### EXERCISE BRIEF
From the records below, please print only the lines from the one containing "Give me the React, TypeScript" through the one containing "import React from", both included. Skip the pictures.

** START OF DATA PROVIDED **

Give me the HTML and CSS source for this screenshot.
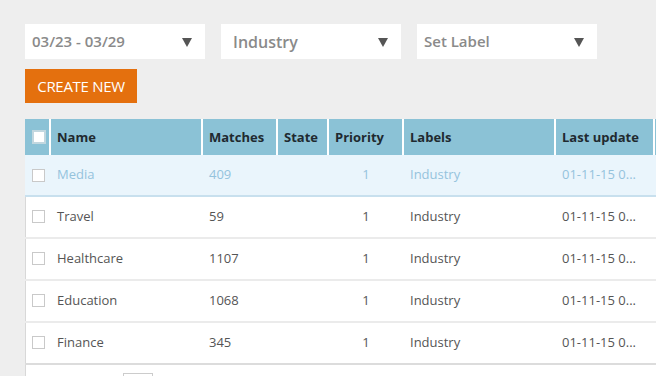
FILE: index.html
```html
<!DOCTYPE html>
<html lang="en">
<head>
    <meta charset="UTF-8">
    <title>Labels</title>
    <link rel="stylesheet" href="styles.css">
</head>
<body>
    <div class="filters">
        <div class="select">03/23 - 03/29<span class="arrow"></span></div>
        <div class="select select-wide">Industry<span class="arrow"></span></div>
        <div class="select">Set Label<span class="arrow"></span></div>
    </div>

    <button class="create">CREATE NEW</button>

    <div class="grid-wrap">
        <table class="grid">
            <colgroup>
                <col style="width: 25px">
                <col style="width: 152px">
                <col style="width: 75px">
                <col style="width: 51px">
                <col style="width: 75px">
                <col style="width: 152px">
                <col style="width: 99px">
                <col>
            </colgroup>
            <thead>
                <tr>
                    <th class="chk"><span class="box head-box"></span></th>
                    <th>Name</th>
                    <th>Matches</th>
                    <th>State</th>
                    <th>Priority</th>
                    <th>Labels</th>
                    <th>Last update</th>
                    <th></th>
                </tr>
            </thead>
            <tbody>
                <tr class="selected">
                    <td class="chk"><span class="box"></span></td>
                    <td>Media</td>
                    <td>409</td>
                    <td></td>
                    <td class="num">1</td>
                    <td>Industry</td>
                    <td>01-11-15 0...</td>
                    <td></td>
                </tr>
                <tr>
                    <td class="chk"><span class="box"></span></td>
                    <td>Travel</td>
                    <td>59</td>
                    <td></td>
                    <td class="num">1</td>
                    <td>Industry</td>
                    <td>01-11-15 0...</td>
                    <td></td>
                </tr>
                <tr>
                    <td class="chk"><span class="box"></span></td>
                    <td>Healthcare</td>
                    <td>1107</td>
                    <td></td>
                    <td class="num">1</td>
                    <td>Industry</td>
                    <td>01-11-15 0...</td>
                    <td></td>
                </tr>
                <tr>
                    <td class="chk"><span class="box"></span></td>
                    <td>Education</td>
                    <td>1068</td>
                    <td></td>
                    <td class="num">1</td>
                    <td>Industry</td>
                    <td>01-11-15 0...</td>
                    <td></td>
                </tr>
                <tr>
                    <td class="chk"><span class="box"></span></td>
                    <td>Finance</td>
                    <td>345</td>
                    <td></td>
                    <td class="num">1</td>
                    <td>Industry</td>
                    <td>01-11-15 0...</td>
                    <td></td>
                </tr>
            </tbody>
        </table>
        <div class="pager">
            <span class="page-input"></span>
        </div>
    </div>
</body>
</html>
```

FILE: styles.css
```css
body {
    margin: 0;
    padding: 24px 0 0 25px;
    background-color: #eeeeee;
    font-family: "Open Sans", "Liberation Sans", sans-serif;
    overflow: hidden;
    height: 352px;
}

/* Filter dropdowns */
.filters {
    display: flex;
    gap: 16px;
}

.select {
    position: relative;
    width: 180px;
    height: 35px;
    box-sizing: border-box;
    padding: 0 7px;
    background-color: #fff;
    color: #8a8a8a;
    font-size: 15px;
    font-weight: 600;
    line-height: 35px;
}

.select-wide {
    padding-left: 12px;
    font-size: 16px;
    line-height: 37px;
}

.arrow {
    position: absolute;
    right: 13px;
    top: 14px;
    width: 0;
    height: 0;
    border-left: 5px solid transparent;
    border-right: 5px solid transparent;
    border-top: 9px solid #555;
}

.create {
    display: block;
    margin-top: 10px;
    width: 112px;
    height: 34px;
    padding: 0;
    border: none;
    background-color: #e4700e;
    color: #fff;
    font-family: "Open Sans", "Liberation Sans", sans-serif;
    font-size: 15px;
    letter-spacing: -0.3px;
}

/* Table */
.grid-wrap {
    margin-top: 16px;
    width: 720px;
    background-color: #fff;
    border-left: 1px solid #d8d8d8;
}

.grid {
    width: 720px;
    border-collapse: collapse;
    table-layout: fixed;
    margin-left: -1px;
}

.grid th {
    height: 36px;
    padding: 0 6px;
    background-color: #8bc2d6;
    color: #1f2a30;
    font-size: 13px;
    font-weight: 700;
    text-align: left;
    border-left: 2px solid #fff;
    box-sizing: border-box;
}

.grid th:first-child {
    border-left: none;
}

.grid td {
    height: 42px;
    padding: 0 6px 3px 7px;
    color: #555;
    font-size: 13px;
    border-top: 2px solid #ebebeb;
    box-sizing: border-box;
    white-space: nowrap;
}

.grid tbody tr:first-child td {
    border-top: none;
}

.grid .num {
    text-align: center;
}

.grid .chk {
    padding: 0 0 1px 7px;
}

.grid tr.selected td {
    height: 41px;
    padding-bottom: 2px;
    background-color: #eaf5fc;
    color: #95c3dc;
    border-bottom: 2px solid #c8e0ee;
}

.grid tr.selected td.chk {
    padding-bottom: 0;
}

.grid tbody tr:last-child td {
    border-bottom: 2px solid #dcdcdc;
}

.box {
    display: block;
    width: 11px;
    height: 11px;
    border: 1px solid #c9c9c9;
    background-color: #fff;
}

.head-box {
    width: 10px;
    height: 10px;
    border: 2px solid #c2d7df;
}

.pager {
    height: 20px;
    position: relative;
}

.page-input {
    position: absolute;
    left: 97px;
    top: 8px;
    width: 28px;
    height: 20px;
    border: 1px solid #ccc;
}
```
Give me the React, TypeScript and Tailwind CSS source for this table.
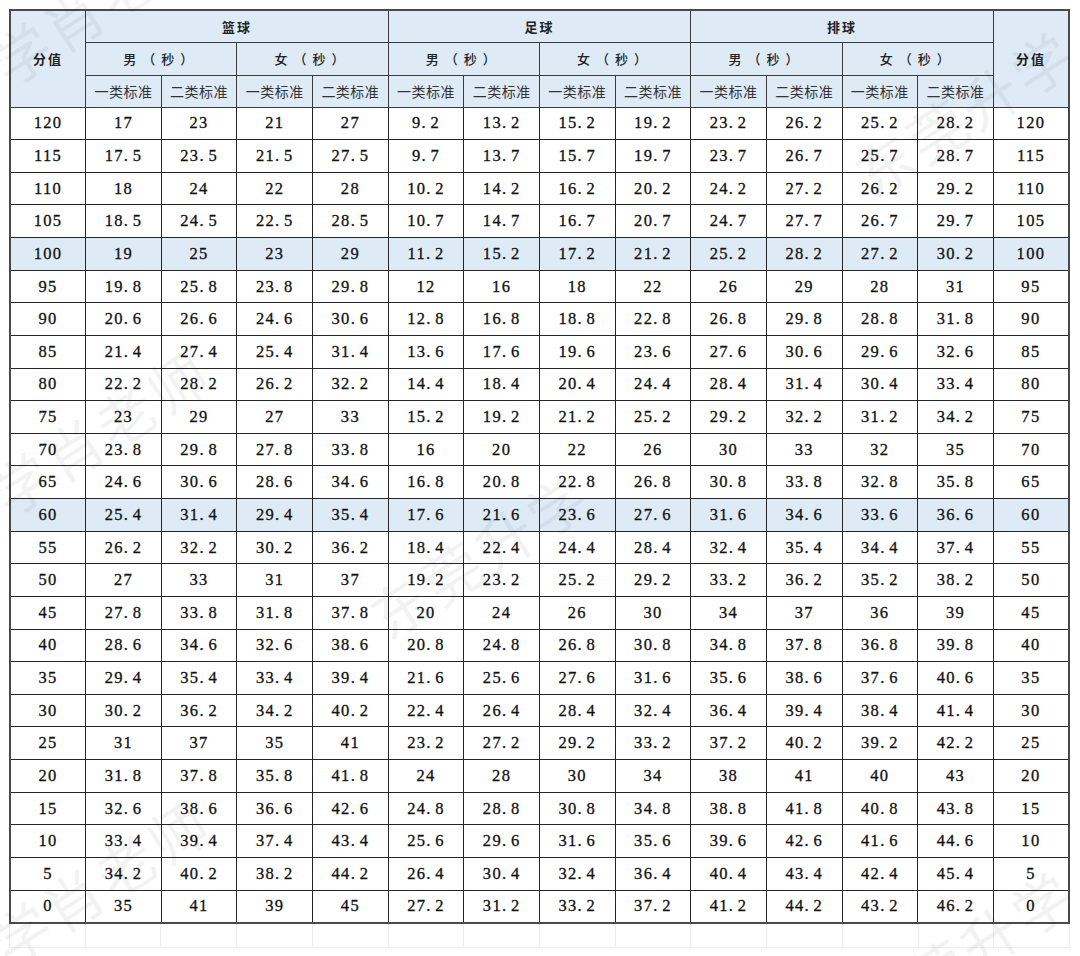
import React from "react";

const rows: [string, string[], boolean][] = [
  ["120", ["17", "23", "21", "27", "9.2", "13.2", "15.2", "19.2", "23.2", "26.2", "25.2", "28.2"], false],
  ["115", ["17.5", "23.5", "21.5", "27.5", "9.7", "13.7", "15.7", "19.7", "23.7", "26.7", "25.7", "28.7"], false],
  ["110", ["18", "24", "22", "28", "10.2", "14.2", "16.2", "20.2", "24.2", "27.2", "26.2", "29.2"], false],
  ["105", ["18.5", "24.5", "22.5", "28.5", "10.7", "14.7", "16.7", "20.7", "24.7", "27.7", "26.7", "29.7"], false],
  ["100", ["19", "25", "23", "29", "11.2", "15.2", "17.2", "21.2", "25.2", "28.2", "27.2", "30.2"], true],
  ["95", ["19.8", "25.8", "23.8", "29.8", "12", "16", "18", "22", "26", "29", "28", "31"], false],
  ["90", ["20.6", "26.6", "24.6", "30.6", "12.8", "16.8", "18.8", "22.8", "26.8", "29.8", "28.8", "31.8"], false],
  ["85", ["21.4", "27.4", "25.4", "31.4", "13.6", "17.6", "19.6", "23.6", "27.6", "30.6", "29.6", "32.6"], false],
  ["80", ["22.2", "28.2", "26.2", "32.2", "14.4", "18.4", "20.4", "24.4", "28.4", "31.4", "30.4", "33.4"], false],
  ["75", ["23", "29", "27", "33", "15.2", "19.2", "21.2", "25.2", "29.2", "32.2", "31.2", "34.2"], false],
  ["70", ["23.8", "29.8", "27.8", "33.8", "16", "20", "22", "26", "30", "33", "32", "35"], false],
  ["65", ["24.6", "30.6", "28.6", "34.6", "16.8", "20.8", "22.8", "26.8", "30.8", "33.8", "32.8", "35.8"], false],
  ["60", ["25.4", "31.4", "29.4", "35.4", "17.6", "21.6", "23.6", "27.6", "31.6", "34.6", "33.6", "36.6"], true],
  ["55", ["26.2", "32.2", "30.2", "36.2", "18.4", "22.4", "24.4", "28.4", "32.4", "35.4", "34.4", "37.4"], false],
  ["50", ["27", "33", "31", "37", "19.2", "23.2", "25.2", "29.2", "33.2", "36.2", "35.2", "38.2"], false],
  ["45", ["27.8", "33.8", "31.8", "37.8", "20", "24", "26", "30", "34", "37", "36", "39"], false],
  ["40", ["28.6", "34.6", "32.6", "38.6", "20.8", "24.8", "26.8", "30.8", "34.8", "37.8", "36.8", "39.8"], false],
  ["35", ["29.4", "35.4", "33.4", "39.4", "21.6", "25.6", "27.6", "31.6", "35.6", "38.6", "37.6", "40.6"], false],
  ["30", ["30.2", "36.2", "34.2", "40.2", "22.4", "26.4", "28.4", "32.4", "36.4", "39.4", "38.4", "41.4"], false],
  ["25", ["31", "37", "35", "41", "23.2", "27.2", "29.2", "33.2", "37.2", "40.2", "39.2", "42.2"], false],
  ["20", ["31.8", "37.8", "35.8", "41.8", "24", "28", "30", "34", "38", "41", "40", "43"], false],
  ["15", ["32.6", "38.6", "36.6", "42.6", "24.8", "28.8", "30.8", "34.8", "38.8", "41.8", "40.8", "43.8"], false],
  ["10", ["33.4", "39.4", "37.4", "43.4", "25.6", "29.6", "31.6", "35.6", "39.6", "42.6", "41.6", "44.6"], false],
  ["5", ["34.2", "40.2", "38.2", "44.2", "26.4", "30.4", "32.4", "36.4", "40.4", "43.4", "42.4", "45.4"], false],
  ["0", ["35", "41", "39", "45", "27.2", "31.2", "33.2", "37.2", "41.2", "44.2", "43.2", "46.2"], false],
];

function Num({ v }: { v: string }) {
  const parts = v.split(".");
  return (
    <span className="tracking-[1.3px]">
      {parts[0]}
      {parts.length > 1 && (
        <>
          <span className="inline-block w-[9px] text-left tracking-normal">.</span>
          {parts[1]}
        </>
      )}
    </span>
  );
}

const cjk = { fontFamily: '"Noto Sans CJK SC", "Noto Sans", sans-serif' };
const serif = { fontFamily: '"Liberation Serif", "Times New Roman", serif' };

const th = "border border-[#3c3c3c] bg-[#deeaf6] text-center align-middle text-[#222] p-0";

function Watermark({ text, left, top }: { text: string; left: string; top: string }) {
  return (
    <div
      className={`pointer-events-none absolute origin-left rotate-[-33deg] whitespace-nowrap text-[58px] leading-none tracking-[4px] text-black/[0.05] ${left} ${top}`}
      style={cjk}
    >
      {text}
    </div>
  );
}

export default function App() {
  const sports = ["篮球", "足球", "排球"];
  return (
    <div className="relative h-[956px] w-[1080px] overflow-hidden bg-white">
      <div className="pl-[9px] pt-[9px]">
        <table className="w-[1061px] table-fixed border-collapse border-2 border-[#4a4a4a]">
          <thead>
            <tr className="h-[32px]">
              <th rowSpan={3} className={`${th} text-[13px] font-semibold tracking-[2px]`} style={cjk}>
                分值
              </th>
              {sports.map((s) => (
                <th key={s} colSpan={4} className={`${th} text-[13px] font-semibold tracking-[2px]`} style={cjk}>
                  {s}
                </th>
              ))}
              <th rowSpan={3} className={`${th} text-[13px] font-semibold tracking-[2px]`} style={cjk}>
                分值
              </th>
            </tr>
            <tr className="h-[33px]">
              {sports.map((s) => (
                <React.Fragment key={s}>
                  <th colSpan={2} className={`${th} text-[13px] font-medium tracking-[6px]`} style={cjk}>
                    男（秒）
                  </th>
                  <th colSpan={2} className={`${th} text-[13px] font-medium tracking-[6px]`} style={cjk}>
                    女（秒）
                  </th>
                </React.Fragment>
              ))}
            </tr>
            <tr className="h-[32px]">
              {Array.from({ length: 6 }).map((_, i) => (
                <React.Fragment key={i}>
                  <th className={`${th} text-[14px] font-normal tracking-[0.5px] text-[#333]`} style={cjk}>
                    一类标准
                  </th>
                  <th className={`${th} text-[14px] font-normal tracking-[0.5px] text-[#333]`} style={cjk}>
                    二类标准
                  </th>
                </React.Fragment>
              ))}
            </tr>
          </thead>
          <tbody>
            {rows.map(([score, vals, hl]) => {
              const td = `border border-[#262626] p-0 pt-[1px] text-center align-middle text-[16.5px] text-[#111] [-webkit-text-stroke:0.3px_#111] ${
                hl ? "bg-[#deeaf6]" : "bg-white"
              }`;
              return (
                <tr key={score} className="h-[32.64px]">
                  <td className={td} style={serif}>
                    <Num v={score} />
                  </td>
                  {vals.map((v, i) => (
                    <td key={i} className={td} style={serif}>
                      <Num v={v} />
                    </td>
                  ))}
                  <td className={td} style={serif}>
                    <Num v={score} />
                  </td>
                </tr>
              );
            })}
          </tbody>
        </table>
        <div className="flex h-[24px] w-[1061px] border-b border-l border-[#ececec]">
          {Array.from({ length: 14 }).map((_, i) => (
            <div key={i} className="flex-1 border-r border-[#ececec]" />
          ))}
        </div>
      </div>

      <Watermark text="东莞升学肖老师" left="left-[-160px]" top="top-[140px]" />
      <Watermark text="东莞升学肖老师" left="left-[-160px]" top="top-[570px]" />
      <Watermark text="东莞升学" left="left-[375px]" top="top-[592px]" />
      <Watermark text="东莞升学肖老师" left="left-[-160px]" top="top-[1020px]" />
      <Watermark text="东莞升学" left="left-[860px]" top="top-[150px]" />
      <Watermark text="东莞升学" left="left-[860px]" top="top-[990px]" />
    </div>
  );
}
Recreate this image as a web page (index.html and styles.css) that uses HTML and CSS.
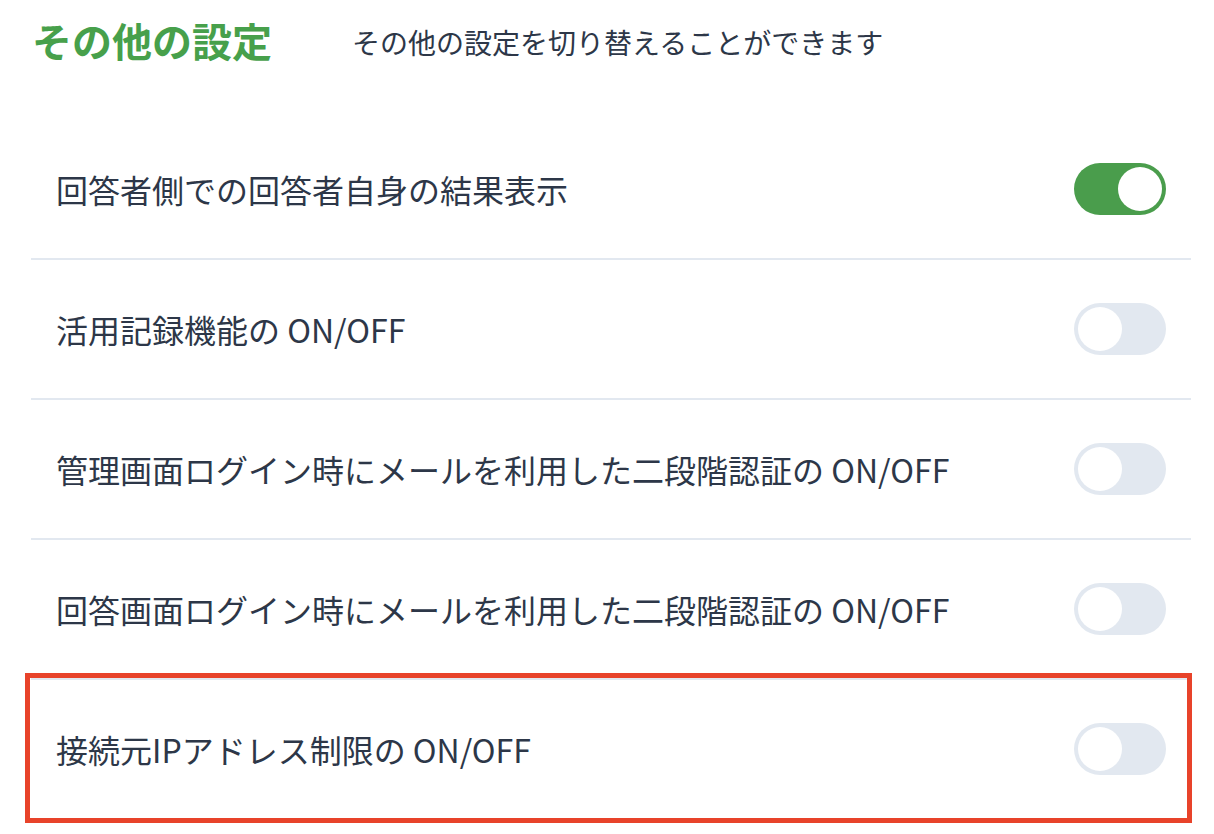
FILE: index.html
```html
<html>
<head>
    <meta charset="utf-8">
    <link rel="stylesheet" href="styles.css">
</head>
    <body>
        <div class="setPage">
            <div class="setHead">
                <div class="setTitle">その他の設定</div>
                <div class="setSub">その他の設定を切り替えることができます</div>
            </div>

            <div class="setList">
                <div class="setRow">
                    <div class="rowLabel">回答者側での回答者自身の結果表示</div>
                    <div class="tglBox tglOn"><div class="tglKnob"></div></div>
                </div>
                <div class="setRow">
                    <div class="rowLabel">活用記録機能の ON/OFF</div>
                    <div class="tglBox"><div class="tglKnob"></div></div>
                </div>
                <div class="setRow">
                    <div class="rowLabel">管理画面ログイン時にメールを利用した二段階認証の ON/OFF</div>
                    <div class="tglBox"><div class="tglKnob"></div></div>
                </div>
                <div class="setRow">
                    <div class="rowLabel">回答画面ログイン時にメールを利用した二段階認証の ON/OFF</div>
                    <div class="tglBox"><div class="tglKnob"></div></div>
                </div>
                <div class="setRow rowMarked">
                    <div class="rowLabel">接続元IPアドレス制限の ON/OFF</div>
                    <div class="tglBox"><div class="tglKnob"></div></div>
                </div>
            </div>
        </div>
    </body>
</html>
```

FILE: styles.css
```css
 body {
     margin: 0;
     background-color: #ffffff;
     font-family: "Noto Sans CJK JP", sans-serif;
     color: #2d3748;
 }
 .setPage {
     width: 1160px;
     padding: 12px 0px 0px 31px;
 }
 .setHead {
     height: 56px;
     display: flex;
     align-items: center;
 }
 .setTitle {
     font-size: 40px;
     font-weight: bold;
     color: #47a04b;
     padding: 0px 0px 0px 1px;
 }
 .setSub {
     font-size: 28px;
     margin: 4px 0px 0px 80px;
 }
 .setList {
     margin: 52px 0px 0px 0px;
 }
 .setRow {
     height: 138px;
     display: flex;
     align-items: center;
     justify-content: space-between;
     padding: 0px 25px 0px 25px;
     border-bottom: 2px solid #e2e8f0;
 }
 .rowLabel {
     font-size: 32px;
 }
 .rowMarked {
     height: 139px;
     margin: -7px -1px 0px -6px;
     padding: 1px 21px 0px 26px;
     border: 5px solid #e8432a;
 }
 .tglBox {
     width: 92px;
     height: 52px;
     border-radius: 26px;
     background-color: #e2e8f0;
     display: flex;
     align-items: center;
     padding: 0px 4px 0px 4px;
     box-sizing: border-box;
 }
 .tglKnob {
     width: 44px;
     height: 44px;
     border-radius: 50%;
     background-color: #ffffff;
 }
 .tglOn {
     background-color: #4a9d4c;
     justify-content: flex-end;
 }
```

** END OF DATA PROVIDED **

### RESPONSE FOR THIS EXERCISE
Give me the React, TypeScript and Tailwind CSS source for this table.
import React from "react";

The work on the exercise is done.